Work to be completed
All of the material below is to be restated word for word, apart from the pictures.

Dataset content
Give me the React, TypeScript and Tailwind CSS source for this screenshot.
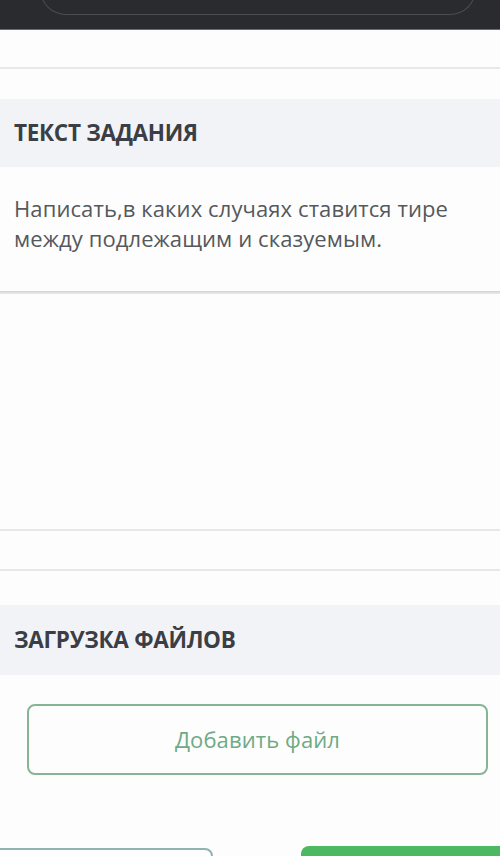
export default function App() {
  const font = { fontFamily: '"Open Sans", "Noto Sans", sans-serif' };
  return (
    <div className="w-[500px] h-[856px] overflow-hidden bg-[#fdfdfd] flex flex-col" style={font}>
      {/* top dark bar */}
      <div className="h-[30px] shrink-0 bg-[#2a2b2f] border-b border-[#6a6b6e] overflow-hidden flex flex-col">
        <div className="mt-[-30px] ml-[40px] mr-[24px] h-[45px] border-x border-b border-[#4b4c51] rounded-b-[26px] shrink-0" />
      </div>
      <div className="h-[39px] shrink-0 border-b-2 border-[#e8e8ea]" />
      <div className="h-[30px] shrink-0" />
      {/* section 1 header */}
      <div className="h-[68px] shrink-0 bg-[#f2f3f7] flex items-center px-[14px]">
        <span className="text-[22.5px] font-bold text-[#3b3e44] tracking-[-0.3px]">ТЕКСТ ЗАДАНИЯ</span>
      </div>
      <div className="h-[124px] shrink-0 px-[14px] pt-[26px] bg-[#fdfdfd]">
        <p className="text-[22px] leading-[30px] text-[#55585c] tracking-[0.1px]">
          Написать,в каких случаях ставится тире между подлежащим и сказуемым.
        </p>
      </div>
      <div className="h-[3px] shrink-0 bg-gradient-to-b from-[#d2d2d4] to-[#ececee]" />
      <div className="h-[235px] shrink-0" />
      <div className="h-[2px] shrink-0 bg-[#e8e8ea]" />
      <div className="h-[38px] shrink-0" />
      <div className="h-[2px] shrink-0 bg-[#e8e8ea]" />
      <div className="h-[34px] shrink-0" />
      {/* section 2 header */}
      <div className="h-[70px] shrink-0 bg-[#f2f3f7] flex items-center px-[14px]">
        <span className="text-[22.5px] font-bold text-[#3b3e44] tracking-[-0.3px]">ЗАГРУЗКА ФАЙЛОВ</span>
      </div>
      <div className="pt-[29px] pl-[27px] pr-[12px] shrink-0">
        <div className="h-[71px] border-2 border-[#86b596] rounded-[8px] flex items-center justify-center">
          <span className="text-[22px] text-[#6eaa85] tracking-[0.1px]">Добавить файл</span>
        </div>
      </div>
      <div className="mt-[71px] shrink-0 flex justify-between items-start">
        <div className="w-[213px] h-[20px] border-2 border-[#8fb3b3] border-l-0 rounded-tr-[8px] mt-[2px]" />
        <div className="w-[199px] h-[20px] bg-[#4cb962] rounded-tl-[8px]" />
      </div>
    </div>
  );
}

Task result
Give me the React, TypeScript and Tailwind CSS source for this screenshot.
export default function App() {
  const font = { fontFamily: '"Open Sans", "Noto Sans", sans-serif' };
  return (
    <div className="w-[500px] h-[856px] overflow-hidden bg-[#fdfdfd] flex flex-col" style={font}>
      {/* top dark bar */}
      <div className="h-[30px] shrink-0 bg-[#2a2b2f] border-b border-[#6a6b6e] overflow-hidden flex flex-col">
        <div className="mt-[-30px] ml-[40px] mr-[24px] h-[45px] border-x border-b border-[#4b4c51] rounded-b-[26px] shrink-0" />
      </div>
      <div className="h-[39px] shrink-0 border-b-2 border-[#e8e8ea]" />
      <div className="h-[30px] shrink-0" />
      {/* section 1 header */}
      <div className="h-[68px] shrink-0 bg-[#f2f3f7] flex items-center px-[14px]">
        <span className="text-[22.5px] font-bold text-[#3b3e44] tracking-[-0.3px]">ТЕКСТ ЗАДАНИЯ</span>
      </div>
      <div className="h-[124px] shrink-0 px-[14px] pt-[26px] bg-[#fdfdfd]">
        <p className="text-[22px] leading-[30px] text-[#55585c] tracking-[0.1px]">
          Написать,в каких случаях ставится тире между подлежащим и сказуемым.
        </p>
      </div>
      <div className="h-[3px] shrink-0 bg-gradient-to-b from-[#d2d2d4] to-[#ececee]" />
      <div className="h-[235px] shrink-0" />
      <div className="h-[2px] shrink-0 bg-[#e8e8ea]" />
      <div className="h-[38px] shrink-0" />
      <div className="h-[2px] shrink-0 bg-[#e8e8ea]" />
      <div className="h-[34px] shrink-0" />
      {/* section 2 header */}
      <div className="h-[70px] shrink-0 bg-[#f2f3f7] flex items-center px-[14px]">
        <span className="text-[22.5px] font-bold text-[#3b3e44] tracking-[-0.3px]">ЗАГРУЗКА ФАЙЛОВ</span>
      </div>
      <div className="pt-[29px] pl-[27px] pr-[12px] shrink-0">
        <div className="h-[71px] border-2 border-[#86b596] rounded-[8px] flex items-center justify-center">
          <span className="text-[22px] text-[#6eaa85] tracking-[0.1px]">Добавить файл</span>
        </div>
      </div>
      <div className="mt-[71px] shrink-0 flex justify-between items-start">
        <div className="w-[213px] h-[20px] border-2 border-[#8fb3b3] border-l-0 rounded-tr-[8px] mt-[2px]" />
        <div className="w-[199px] h-[20px] bg-[#4cb962] rounded-tl-[8px]" />
      </div>
    </div>
  );
}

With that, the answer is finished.